Auf Bestehendem aufbauen

Die gute Einbindung eines solchen Prozesses in die Führungsstruktur und -kultur ist für uns als externe Supporter ein zentrales Element einer gelingenden Begleitung: Die spezifische Systemexpertise liegt für uns immer innerhalb des Heimat-Systems bei den Führungspersonen und den Mitarbeitenden selbst; sie kennen ihre «Firma» zum Teil seit Jahren und deshalb am besten. Der externe Support-Anbieter kann in Ergänzung und Abstimmung dazu seine Prozess-Expertise im ad-hoc-Beratungssystem einbringen.

Ein Teamentwicklungsprozess beginnt für uns als Externe deshalb immer mit intensivem Zuhören: Wie beschreiben die Mitarbeitenden die Herausforderungen, wie sind diese Themen in den Gesamtkontext der Institution (Strategie, Leitideen, Ziele etc.) eingebettet? Inwiefern lebt die Führungscrew diese Leitsätze/die entsprechende Haltung selbst vor? Und inwiefern spiegeln sich die Grundhaltungen wiederum nach unten im Umgang mit den Lernenden? Etc.
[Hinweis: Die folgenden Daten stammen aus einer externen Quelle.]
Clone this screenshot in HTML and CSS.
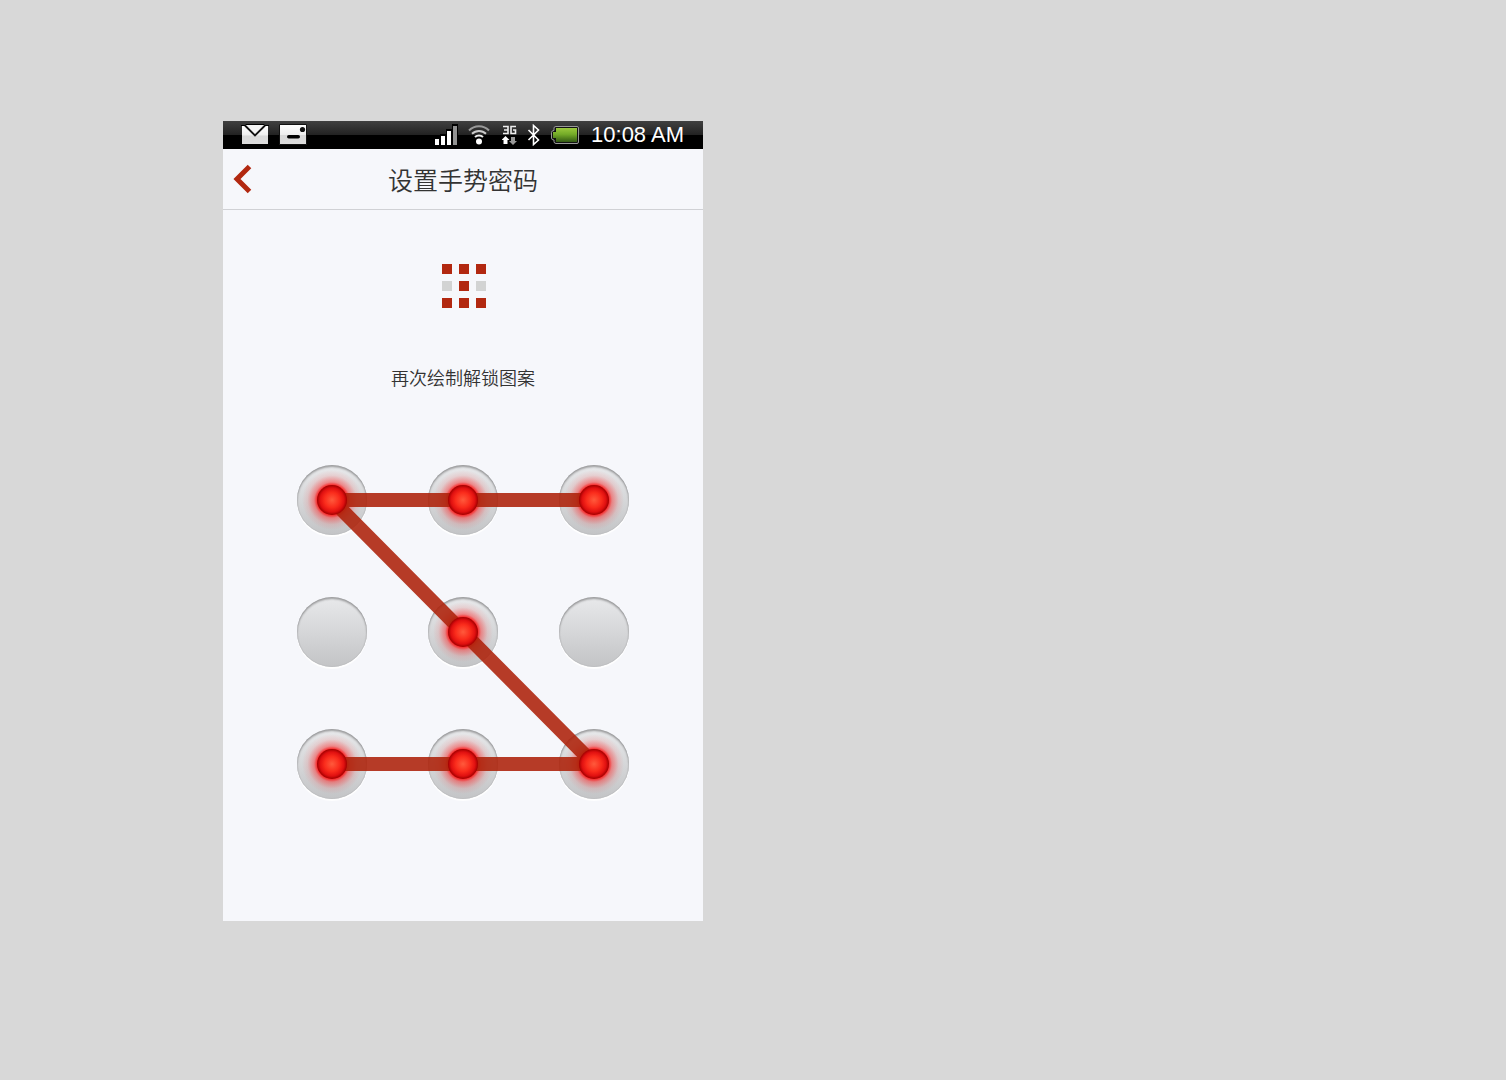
FILE: index.html
```html
<!DOCTYPE html>
<html lang="zh-CN">
<head>
<meta charset="utf-8">
<meta name="viewport" content="width=device-width, initial-scale=1">
<title>设置手势密码</title>
<link rel="stylesheet" href="styles.css">
</head>
<body>
<main class="phone">
  <div class="status">
    <div class="status-group notices">
      <svg width="28" height="22" viewBox="0 0 28 22" aria-hidden="true">
        <defs>
          <linearGradient id="paper" x1="0" y1="0" x2="0" y2="1">
            <stop offset="0" stop-color="#fff"/><stop offset=".5" stop-color="#eee"/><stop offset=".55" stop-color="#d8d8d8"/><stop offset="1" stop-color="#ddd"/>
          </linearGradient>
        </defs>
        <path d="M1 2h26v18H1z" fill="url(#paper)"/>
        <path d="M5 1h18v2l-9 9-9-9z" fill="#f4f4f4"/>
        <path d="M0 1.500h4L5 .5h18l1 1h4" fill="none" stroke="#000"/>
        <path d="M4 1.500L14 11.500 24 1.500" fill="none" stroke="#111" stroke-width="1.800"/>
      </svg>
      <svg width="28" height="22" viewBox="0 0 28 22" aria-hidden="true">
        <path d="M.5 .5h27v20H.5z" fill="url(#paper)" stroke="#111"/>
        <circle cx="23.500" cy="5.500" r="2.600" fill="#111"/>
        <rect x="8" y="11" width="13" height="3.500" rx="1.750" fill="#000"/>
      </svg>
    </div>
    <div class="status-group">
      <svg width="24" height="22" viewBox="0 0 24 22" aria-hidden="true">
        <path d="M0 13h6v8H0zM6 10h6v11H6zM12 5h6v16h-6zM18 0h6v21h-6z" fill="#000"/>
        <path d="M1 15h4v6H1zM7 12h4v9H7zM13 7h4v14h-4z" fill="#fff"/>
        <path d="M19 2h4v19h-4z" fill="#929292"/>
      </svg>
      <svg class="wifi" width="22" height="22" viewBox="0 0 22 22" fill="none" stroke-width="2" aria-hidden="true">
        <path d="M1 6.500a14 14 0 0 1 20 0" stroke="#999"/>
        <path d="M4 9.800a10 10 0 0 1 14 0" stroke="#ccc"/>
        <path d="M7 13a5.800 5.800 0 0 1 8 0" stroke="#eee"/>
        <circle cx="11" cy="17.500" r="3" fill="#fff"/>
      </svg>
      <svg class="data" width="15" height="22" viewBox="0 0 15 22" aria-hidden="true">
        <path d="M1 2.500h5v7H1M2 6h4M14 2.500H9v7h4.500V6H11" fill="none" stroke="#eee" stroke-width="1.600"/>
        <path d="M3.500 12l4 4h-2v4h-4v-4h-2z" fill="#fff"/>
        <path d="M9 13h4v4h2l-4 4-4-4h2z" fill="#999"/>
      </svg>
      <svg class="bluetooth" width="13" height="22" viewBox="0 0 13 22" aria-hidden="true">
        <path d="M1.500 6l10 10-5 4.500V1.500L11.500 6l-10 10" fill="none" stroke="#fff" stroke-width="1.600"/>
      </svg>
      <svg class="battery" width="28" height="22" viewBox="0 0 28 22" aria-hidden="true">
        <defs>
          <linearGradient id="charge" x1="0" y1="0" x2="0" y2="1">
            <stop offset="0" stop-color="#9ac83c"/><stop offset=".45" stop-color="#74ab28"/><stop offset="1" stop-color="#335a13"/>
          </linearGradient>
        </defs>
        <path d="M5 2.500h21q1.500 0 1.500 1.500v14q0 1.500-1.500 1.500H5q-2 0-2-2V16Q.5 16 .5 14V8.500q0-2 2.500-2V4q0-1.500 2-1.500z" fill="#111" stroke="#999"/>
        <path d="M5 4h21v14H5v-4H2V8h3z" fill="url(#charge)"/>
      </svg>
      <time class="clock">10:08 AM</time>
    </div>
  </div>
  <header class="bar">
    <button class="back" type="button" aria-label="返回">
      <svg width="20" height="30" viewBox="0 0 20 30" aria-hidden="true">
        <path d="M17.500 2.500L5 15l12.500 12.500" fill="none" stroke="#b22810" stroke-width="5"/>
      </svg>
    </button>
    <h1 class="title">设置手势密码</h1>
  </header>
  <div class="preview" aria-hidden="true">
    <i class="cell on"></i><i class="cell on"></i><i class="cell on"></i>
    <i class="cell"></i><i class="cell on"></i><i class="cell"></i>
    <i class="cell on"></i><i class="cell on"></i><i class="cell on"></i>
  </div>
  <p class="hint">再次绘制解锁图案</p>
  <div class="pad">
    <button class="node lit" type="button" aria-label="1"></button>
    <button class="node lit" type="button" aria-label="2"></button>
    <button class="node lit" type="button" aria-label="3"></button>
    <button class="node" type="button" aria-label="4"></button>
    <button class="node lit" type="button" aria-label="5"></button>
    <button class="node" type="button" aria-label="6"></button>
    <button class="node lit" type="button" aria-label="7"></button>
    <button class="node lit" type="button" aria-label="8"></button>
    <button class="node lit" type="button" aria-label="9"></button>
    <svg class="trace" viewBox="0 0 332 334" aria-hidden="true">
      <path d="M297 35H35L297 299H35" fill="none" stroke="#ad2109" stroke-opacity=".88" stroke-width="14" stroke-linejoin="bevel"/>
    </svg>
  </div>
</main>
</body>
</html>
```
FILE: styles.css
```css
* {
  box-sizing: border-box;
}

body {
  margin: 0;
  background: #d8d8d8;
  color: #333;
  font-family: "Noto Sans CJK SC", sans-serif;
}

.phone {
  width: 100%;
  max-width: 480px;
  min-height: 800px;
  margin: 121px 0 0 223px;
  background: #f6f7fb;
}

.status {
  display: flex;
  justify-content: space-between;
  align-items: center;
  height: 28px;
  padding: 0 19px 0 18px;
  background: linear-gradient(#404040, #222 50%, #000 50%);
}

.status-group {
  display: flex;
  align-items: center;
}

.notices {
  gap: 10px;
}

.wifi {
  margin-left: 10px;
}

.data {
  margin-left: 12px;
}

.bluetooth {
  margin-left: 10px;
}

.battery {
  margin: 0 12px 0 11px;
}

.clock {
  color: #fff;
  font: 22px/28px "Liberation Sans", Arial, sans-serif;
}

.bar {
  display: grid;
  grid-template-columns: 40px 1fr 40px;
  align-items: center;
  height: 61px;
  border-bottom: 1px solid #d0d1d5;
}

.back {
  display: flex;
  padding: 0 0 0 9px;
  border: 0;
  background: none;
}

.title {
  margin: 0;
  font-size: 25px;
  font-weight: 350;
  line-height: 36px;
  text-align: center;
}

.preview {
  display: grid;
  grid-template-columns: repeat(3, 10px);
  gap: 7px;
  justify-content: center;
  padding: 54px 0 0 2px;
}

.cell {
  height: 10px;
  background: #d2d3d3;
}

.cell.on {
  background: #b22810;
}

.hint {
  margin: 55px 0 0;
  font-size: 18px;
  font-weight: 350;
  line-height: 28px;
  text-align: center;
}

.pad {
  position: relative;
  display: grid;
  grid-template-columns: repeat(3, 70px);
  gap: 62px 61px;
  width: 332px;
  margin: 74px auto 0;
}

.node {
  position: relative;
  height: 70px;
  padding: 0;
  border: 0;
  border-radius: 50%;
  background: linear-gradient(#e8e9eb, #c3c4c6);
  box-shadow: inset 0 2px 2px rgba(0, 0, 0, .3), inset 0 0 1px rgba(0, 0, 0, .25), 0 2px 1px #fff;
}

.node.lit::before {
  content: "";
  position: absolute;
  inset: 5px;
  border-radius: 50%;
  background: radial-gradient(closest-side, #f00 45%, rgba(255, 30, 30, .45) 60%, rgba(255, 60, 60, .12) 82%, rgba(255, 60, 60, 0));
}

.node.lit::after {
  content: "";
  position: absolute;
  z-index: 2;
  inset: 20px;
  border-radius: 50%;
  background: radial-gradient(closest-side, #ff5a3c, #fa2c1c 50%, #e01010 80%, #a00000);
}

.trace {
  position: absolute;
  z-index: 1;
  inset: 0;
  width: 100%;
  height: 100%;
  pointer-events: none;
}
```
Nach dem Motto «wie oben so unten» und umgekehrt, lassen sich hie und da übergreifende systemische Themen herausschälen, die nicht bloss auf individuelle Persönlichkeitsmuster einzelner Mitarbeitenden reduziert werden dürfen; dies greift oft zu kurz. Zudem können durch den Einbezug der Führungscrew wichtige Elemente von innerorganisationalem Beziehungsmanagement im gemeinsamen «Führungs-Talk» erforscht werden. Denn: Sobald es irgendwie «emotional» wird, seitens der Führung die Dinge an externe Beratende zu delegieren, die dann das «schwierige Team / die schwierigen Mitarbeitenden» bitte möglichst schnell «flicken» sollen, damit das System-Räderwerk wieder wie geschmiert läuft, ist zwar eine verführerische Möglichkeit; es wäre aber definitiv eine verpasste Lern-Chance! Zudem sind es ja die Führungspersonen, die das System im Alltag weiterhin führen und managen – und nicht die externen Beratungspersonen! Um Nachhaltigkeit zu sichern, ist deshalb die enge Verschränkung des ad-hoc-Beratungssystems mit der Führungscrew des Regelsystems in Form eines gemeinsamen Learnings fast immer gewinnbringend!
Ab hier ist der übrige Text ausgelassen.